**Work to do**
Set down the data below without change, skipping the pictures it holds.

**Dataset content**
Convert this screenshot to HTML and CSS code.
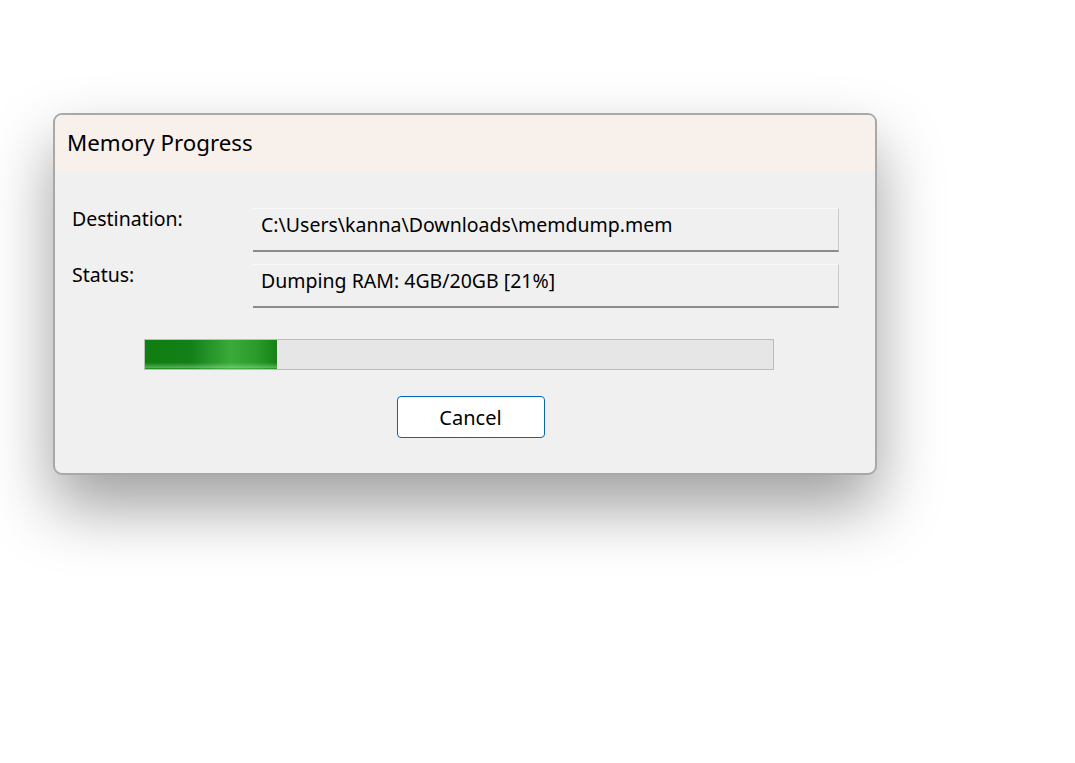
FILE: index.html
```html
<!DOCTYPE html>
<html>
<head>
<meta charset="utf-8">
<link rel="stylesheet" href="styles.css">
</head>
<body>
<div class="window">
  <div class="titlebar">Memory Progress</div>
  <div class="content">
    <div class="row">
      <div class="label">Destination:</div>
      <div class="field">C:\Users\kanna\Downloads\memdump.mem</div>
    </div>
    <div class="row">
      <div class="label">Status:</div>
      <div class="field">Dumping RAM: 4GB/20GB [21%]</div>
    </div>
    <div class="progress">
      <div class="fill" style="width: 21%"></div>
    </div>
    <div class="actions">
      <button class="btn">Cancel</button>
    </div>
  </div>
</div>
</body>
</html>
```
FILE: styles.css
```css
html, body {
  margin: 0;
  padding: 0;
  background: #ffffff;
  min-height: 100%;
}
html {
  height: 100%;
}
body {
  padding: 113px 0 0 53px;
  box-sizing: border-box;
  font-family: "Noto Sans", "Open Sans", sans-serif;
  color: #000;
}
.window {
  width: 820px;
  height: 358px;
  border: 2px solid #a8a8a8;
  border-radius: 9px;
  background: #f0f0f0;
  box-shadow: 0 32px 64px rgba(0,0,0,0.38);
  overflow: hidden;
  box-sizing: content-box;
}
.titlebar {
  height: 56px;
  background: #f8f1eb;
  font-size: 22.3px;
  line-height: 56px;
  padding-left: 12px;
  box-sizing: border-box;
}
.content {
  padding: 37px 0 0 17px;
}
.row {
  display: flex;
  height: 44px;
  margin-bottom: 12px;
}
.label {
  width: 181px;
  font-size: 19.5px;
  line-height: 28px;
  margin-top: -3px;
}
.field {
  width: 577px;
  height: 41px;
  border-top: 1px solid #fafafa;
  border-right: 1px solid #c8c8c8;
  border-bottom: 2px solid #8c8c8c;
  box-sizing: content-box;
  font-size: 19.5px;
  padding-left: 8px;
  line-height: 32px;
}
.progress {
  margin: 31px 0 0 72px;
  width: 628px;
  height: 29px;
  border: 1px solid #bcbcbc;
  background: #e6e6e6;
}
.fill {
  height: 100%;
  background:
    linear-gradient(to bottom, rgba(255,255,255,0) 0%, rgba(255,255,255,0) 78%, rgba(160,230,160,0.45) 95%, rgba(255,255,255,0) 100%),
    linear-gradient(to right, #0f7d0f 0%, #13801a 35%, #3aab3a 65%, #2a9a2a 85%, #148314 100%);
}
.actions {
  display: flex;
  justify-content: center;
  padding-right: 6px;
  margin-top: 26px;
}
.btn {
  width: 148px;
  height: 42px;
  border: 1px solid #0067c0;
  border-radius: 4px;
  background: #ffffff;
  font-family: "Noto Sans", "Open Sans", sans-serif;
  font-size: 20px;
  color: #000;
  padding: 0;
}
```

**The reply**
Convert this screenshot to HTML and CSS code.
FILE: index.html
```html
<!DOCTYPE html>
<html>
<head>
<meta charset="utf-8">
<link rel="stylesheet" href="styles.css">
</head>
<body>
<div class="window">
  <div class="titlebar">Memory Progress</div>
  <div class="content">
    <div class="row">
      <div class="label">Destination:</div>
      <div class="field">C:\Users\kanna\Downloads\memdump.mem</div>
    </div>
    <div class="row">
      <div class="label">Status:</div>
      <div class="field">Dumping RAM: 4GB/20GB [21%]</div>
    </div>
    <div class="progress">
      <div class="fill" style="width: 21%"></div>
    </div>
    <div class="actions">
      <button class="btn">Cancel</button>
    </div>
  </div>
</div>
</body>
</html>
```
FILE: styles.css
```css
html, body {
  margin: 0;
  padding: 0;
  background: #ffffff;
  min-height: 100%;
}
html {
  height: 100%;
}
body {
  padding: 113px 0 0 53px;
  box-sizing: border-box;
  font-family: "Noto Sans", "Open Sans", sans-serif;
  color: #000;
}
.window {
  width: 820px;
  height: 358px;
  border: 2px solid #a8a8a8;
  border-radius: 9px;
  background: #f0f0f0;
  box-shadow: 0 32px 64px rgba(0,0,0,0.38);
  overflow: hidden;
  box-sizing: content-box;
}
.titlebar {
  height: 56px;
  background: #f8f1eb;
  font-size: 22.3px;
  line-height: 56px;
  padding-left: 12px;
  box-sizing: border-box;
}
.content {
  padding: 37px 0 0 17px;
}
.row {
  display: flex;
  height: 44px;
  margin-bottom: 12px;
}
.label {
  width: 181px;
  font-size: 19.5px;
  line-height: 28px;
  margin-top: -3px;
}
.field {
  width: 577px;
  height: 41px;
  border-top: 1px solid #fafafa;
  border-right: 1px solid #c8c8c8;
  border-bottom: 2px solid #8c8c8c;
  box-sizing: content-box;
  font-size: 19.5px;
  padding-left: 8px;
  line-height: 32px;
}
.progress {
  margin: 31px 0 0 72px;
  width: 628px;
  height: 29px;
  border: 1px solid #bcbcbc;
  background: #e6e6e6;
}
.fill {
  height: 100%;
  background:
    linear-gradient(to bottom, rgba(255,255,255,0) 0%, rgba(255,255,255,0) 78%, rgba(160,230,160,0.45) 95%, rgba(255,255,255,0) 100%),
    linear-gradient(to right, #0f7d0f 0%, #13801a 35%, #3aab3a 65%, #2a9a2a 85%, #148314 100%);
}
.actions {
  display: flex;
  justify-content: center;
  padding-right: 6px;
  margin-top: 26px;
}
.btn {
  width: 148px;
  height: 42px;
  border: 1px solid #0067c0;
  border-radius: 4px;
  background: #ffffff;
  font-family: "Noto Sans", "Open Sans", sans-serif;
  font-size: 20px;
  color: #000;
  padding: 0;
}
```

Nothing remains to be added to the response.